• [Aim of the exercise]: Leave out the images and repeat the listing below without a single change.

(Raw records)
* start *

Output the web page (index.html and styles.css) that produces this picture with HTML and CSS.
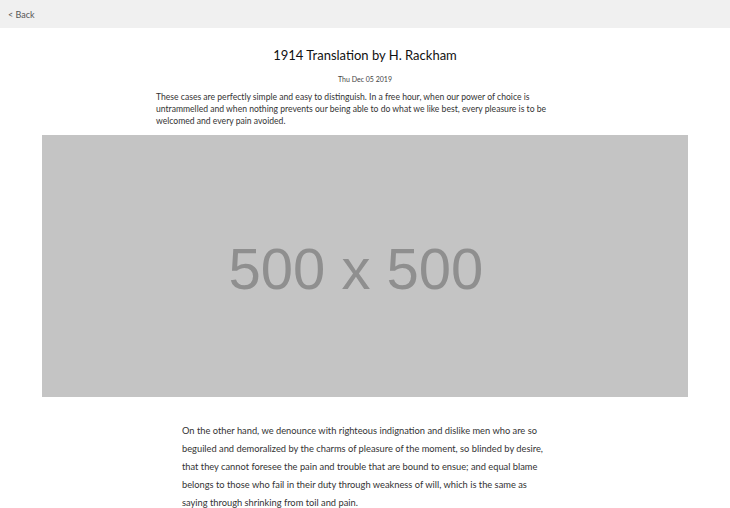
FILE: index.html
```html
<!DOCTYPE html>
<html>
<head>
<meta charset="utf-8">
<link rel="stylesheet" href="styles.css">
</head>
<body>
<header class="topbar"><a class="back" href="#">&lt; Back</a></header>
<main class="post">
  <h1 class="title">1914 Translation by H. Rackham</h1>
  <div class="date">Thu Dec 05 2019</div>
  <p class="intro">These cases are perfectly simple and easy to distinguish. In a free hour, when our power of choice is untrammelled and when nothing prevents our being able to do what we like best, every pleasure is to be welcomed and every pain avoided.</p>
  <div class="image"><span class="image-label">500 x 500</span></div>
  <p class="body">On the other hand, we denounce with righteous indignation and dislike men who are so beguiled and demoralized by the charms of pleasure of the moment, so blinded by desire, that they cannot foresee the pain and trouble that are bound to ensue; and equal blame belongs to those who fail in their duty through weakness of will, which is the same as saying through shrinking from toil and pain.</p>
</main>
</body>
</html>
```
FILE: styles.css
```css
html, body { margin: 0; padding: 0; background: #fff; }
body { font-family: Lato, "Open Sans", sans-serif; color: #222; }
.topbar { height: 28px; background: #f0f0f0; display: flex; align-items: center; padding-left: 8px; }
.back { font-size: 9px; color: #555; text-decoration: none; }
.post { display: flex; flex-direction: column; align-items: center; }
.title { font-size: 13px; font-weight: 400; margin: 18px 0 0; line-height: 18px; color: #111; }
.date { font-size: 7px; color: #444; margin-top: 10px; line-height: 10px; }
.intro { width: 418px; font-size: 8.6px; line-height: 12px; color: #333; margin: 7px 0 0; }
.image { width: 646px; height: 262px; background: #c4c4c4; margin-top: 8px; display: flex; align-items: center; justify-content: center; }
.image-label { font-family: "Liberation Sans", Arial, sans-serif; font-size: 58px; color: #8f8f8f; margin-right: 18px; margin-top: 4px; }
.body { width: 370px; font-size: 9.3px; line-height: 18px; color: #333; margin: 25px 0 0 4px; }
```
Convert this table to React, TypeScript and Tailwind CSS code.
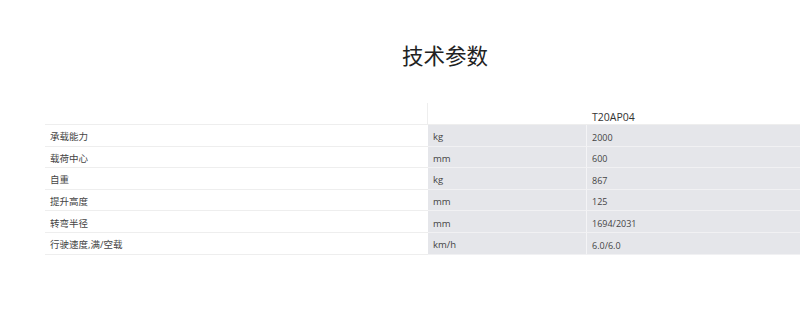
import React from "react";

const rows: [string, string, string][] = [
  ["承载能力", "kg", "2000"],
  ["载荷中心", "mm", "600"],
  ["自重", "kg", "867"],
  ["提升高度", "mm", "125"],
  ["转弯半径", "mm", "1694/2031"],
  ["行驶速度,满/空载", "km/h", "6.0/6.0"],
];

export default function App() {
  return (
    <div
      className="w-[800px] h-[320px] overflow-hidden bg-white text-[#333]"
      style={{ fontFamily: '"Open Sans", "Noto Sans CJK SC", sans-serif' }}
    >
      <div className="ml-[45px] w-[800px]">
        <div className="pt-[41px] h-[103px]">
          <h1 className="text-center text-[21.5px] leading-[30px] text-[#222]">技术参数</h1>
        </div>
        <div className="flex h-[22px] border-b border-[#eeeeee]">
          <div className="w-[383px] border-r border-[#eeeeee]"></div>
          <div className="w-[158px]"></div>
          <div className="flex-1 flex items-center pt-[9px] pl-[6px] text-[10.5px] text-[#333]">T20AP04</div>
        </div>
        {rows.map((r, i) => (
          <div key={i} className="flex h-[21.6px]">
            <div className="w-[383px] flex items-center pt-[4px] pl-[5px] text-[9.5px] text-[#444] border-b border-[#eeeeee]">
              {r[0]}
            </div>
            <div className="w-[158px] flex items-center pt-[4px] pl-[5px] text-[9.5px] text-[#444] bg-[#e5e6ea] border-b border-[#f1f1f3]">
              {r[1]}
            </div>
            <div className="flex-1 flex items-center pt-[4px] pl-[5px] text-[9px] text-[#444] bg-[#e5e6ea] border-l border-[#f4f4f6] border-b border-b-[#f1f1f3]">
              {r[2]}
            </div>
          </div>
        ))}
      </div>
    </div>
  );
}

* end *

• [Solved exercise]:
Output the web page (index.html and styles.css) that produces this picture with HTML and CSS.
FILE: index.html
```html
<!DOCTYPE html>
<html>
<head>
<meta charset="utf-8">
<link rel="stylesheet" href="styles.css">
</head>
<body>
<header class="topbar"><a class="back" href="#">&lt; Back</a></header>
<main class="post">
  <h1 class="title">1914 Translation by H. Rackham</h1>
  <div class="date">Thu Dec 05 2019</div>
  <p class="intro">These cases are perfectly simple and easy to distinguish. In a free hour, when our power of choice is untrammelled and when nothing prevents our being able to do what we like best, every pleasure is to be welcomed and every pain avoided.</p>
  <div class="image"><span class="image-label">500 x 500</span></div>
  <p class="body">On the other hand, we denounce with righteous indignation and dislike men who are so beguiled and demoralized by the charms of pleasure of the moment, so blinded by desire, that they cannot foresee the pain and trouble that are bound to ensue; and equal blame belongs to those who fail in their duty through weakness of will, which is the same as saying through shrinking from toil and pain.</p>
</main>
</body>
</html>
```
FILE: styles.css
```css
html, body { margin: 0; padding: 0; background: #fff; }
body { font-family: Lato, "Open Sans", sans-serif; color: #222; }
.topbar { height: 28px; background: #f0f0f0; display: flex; align-items: center; padding-left: 8px; }
.back { font-size: 9px; color: #555; text-decoration: none; }
.post { display: flex; flex-direction: column; align-items: center; }
.title { font-size: 13px; font-weight: 400; margin: 18px 0 0; line-height: 18px; color: #111; }
.date { font-size: 7px; color: #444; margin-top: 10px; line-height: 10px; }
.intro { width: 418px; font-size: 8.6px; line-height: 12px; color: #333; margin: 7px 0 0; }
.image { width: 646px; height: 262px; background: #c4c4c4; margin-top: 8px; display: flex; align-items: center; justify-content: center; }
.image-label { font-family: "Liberation Sans", Arial, sans-serif; font-size: 58px; color: #8f8f8f; margin-right: 18px; margin-top: 4px; }
.body { width: 370px; font-size: 9.3px; line-height: 18px; color: #333; margin: 25px 0 0 4px; }
```
Convert this table to React, TypeScript and Tailwind CSS code.
import React from "react";

const rows: [string, string, string][] = [
  ["承载能力", "kg", "2000"],
  ["载荷中心", "mm", "600"],
  ["自重", "kg", "867"],
  ["提升高度", "mm", "125"],
  ["转弯半径", "mm", "1694/2031"],
  ["行驶速度,满/空载", "km/h", "6.0/6.0"],
];

export default function App() {
  return (
    <div
      className="w-[800px] h-[320px] overflow-hidden bg-white text-[#333]"
      style={{ fontFamily: '"Open Sans", "Noto Sans CJK SC", sans-serif' }}
    >
      <div className="ml-[45px] w-[800px]">
        <div className="pt-[41px] h-[103px]">
          <h1 className="text-center text-[21.5px] leading-[30px] text-[#222]">技术参数</h1>
        </div>
        <div className="flex h-[22px] border-b border-[#eeeeee]">
          <div className="w-[383px] border-r border-[#eeeeee]"></div>
          <div className="w-[158px]"></div>
          <div className="flex-1 flex items-center pt-[9px] pl-[6px] text-[10.5px] text-[#333]">T20AP04</div>
        </div>
        {rows.map((r, i) => (
          <div key={i} className="flex h-[21.6px]">
            <div className="w-[383px] flex items-center pt-[4px] pl-[5px] text-[9.5px] text-[#444] border-b border-[#eeeeee]">
              {r[0]}
            </div>
            <div className="w-[158px] flex items-center pt-[4px] pl-[5px] text-[9.5px] text-[#444] bg-[#e5e6ea] border-b border-[#f1f1f3]">
              {r[1]}
            </div>
            <div className="flex-1 flex items-center pt-[4px] pl-[5px] text-[9px] text-[#444] bg-[#e5e6ea] border-l border-[#f4f4f6] border-b border-b-[#f1f1f3]">
              {r[2]}
            </div>
          </div>
        ))}
      </div>
    </div>
  );
}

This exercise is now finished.